### Aim of the task
Below is some material; set it all down exactly, apart from the pictures.

### Dataset content
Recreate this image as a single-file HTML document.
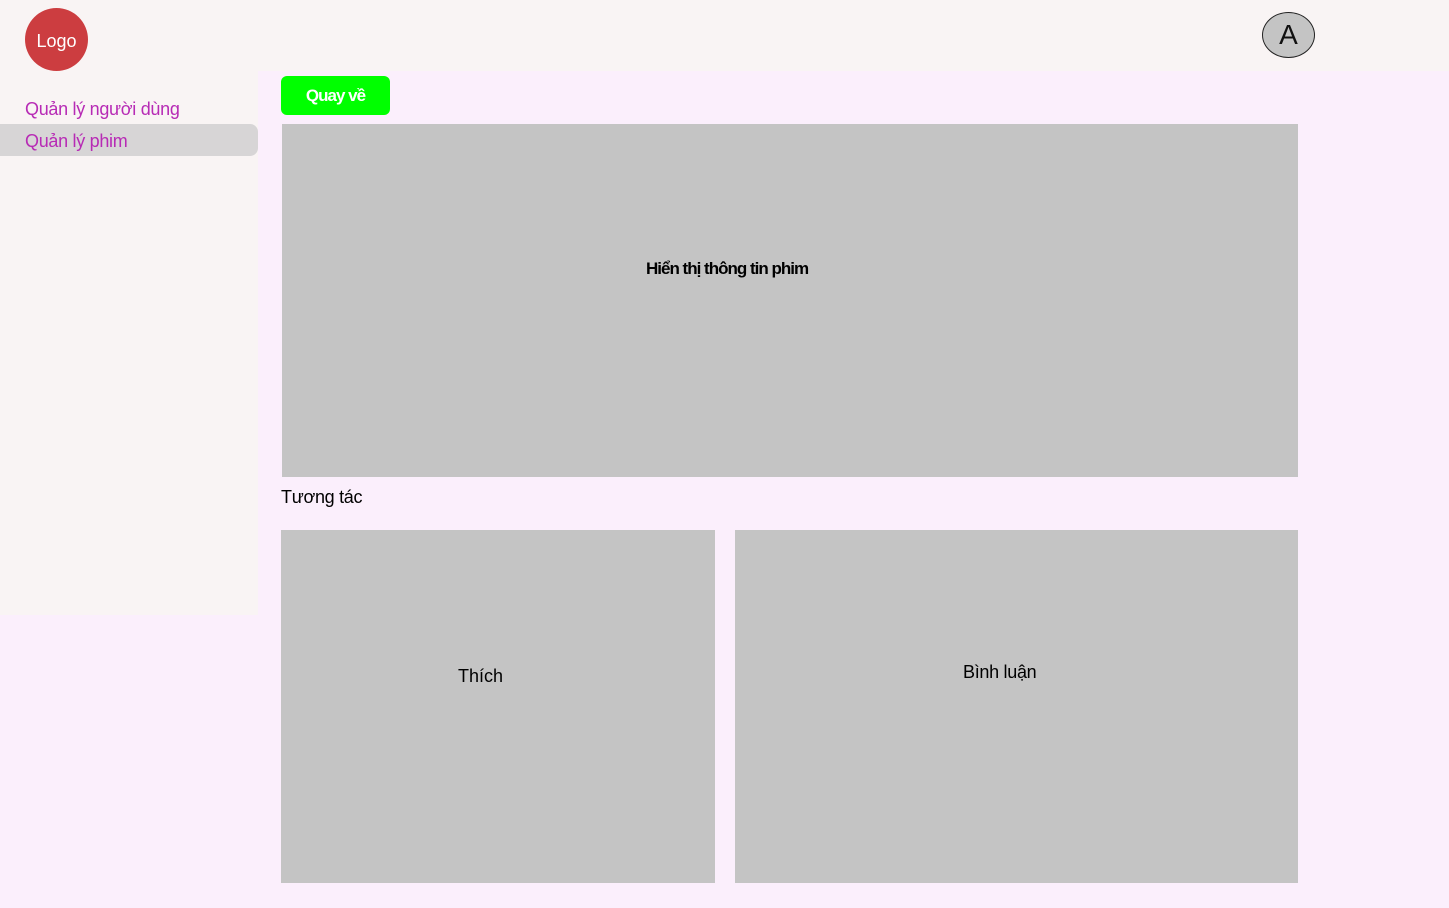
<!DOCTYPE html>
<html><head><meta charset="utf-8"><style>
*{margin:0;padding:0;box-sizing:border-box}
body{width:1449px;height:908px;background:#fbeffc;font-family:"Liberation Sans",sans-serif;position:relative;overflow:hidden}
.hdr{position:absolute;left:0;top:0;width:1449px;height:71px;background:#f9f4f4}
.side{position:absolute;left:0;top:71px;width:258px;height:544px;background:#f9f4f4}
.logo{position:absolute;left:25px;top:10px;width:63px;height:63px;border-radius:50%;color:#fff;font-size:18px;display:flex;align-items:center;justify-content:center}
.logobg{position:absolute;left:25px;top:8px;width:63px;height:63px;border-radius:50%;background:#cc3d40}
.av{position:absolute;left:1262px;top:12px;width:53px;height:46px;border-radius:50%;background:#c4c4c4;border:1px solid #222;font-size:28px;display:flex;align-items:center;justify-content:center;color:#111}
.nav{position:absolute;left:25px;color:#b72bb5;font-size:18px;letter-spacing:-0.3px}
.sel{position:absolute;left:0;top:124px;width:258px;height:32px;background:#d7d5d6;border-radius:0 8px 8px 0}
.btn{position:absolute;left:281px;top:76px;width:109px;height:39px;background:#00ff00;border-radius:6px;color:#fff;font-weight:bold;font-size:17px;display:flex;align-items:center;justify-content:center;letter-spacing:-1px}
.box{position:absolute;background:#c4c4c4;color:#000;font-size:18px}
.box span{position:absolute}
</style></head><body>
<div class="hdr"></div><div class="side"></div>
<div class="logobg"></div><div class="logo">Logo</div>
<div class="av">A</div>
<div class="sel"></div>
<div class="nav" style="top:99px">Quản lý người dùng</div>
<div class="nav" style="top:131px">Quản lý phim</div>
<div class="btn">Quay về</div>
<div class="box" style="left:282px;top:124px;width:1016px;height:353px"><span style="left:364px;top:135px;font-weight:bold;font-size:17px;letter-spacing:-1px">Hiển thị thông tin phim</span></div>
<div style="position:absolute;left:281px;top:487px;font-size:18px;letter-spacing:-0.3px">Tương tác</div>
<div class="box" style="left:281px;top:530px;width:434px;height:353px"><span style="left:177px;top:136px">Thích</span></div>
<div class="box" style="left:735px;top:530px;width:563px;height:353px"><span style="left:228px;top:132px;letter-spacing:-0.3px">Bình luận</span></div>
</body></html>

### Solution
Recreate this image as a single-file HTML document.
<!DOCTYPE html>
<html><head><meta charset="utf-8"><style>
*{margin:0;padding:0;box-sizing:border-box}
body{width:1449px;height:908px;background:#fbeffc;font-family:"Liberation Sans",sans-serif;position:relative;overflow:hidden}
.hdr{position:absolute;left:0;top:0;width:1449px;height:71px;background:#f9f4f4}
.side{position:absolute;left:0;top:71px;width:258px;height:544px;background:#f9f4f4}
.logo{position:absolute;left:25px;top:10px;width:63px;height:63px;border-radius:50%;color:#fff;font-size:18px;display:flex;align-items:center;justify-content:center}
.logobg{position:absolute;left:25px;top:8px;width:63px;height:63px;border-radius:50%;background:#cc3d40}
.av{position:absolute;left:1262px;top:12px;width:53px;height:46px;border-radius:50%;background:#c4c4c4;border:1px solid #222;font-size:28px;display:flex;align-items:center;justify-content:center;color:#111}
.nav{position:absolute;left:25px;color:#b72bb5;font-size:18px;letter-spacing:-0.3px}
.sel{position:absolute;left:0;top:124px;width:258px;height:32px;background:#d7d5d6;border-radius:0 8px 8px 0}
.btn{position:absolute;left:281px;top:76px;width:109px;height:39px;background:#00ff00;border-radius:6px;color:#fff;font-weight:bold;font-size:17px;display:flex;align-items:center;justify-content:center;letter-spacing:-1px}
.box{position:absolute;background:#c4c4c4;color:#000;font-size:18px}
.box span{position:absolute}
</style></head><body>
<div class="hdr"></div><div class="side"></div>
<div class="logobg"></div><div class="logo">Logo</div>
<div class="av">A</div>
<div class="sel"></div>
<div class="nav" style="top:99px">Quản lý người dùng</div>
<div class="nav" style="top:131px">Quản lý phim</div>
<div class="btn">Quay về</div>
<div class="box" style="left:282px;top:124px;width:1016px;height:353px"><span style="left:364px;top:135px;font-weight:bold;font-size:17px;letter-spacing:-1px">Hiển thị thông tin phim</span></div>
<div style="position:absolute;left:281px;top:487px;font-size:18px;letter-spacing:-0.3px">Tương tác</div>
<div class="box" style="left:281px;top:530px;width:434px;height:353px"><span style="left:177px;top:136px">Thích</span></div>
<div class="box" style="left:735px;top:530px;width:563px;height:353px"><span style="left:228px;top:132px;letter-spacing:-0.3px">Bình luận</span></div>
</body></html>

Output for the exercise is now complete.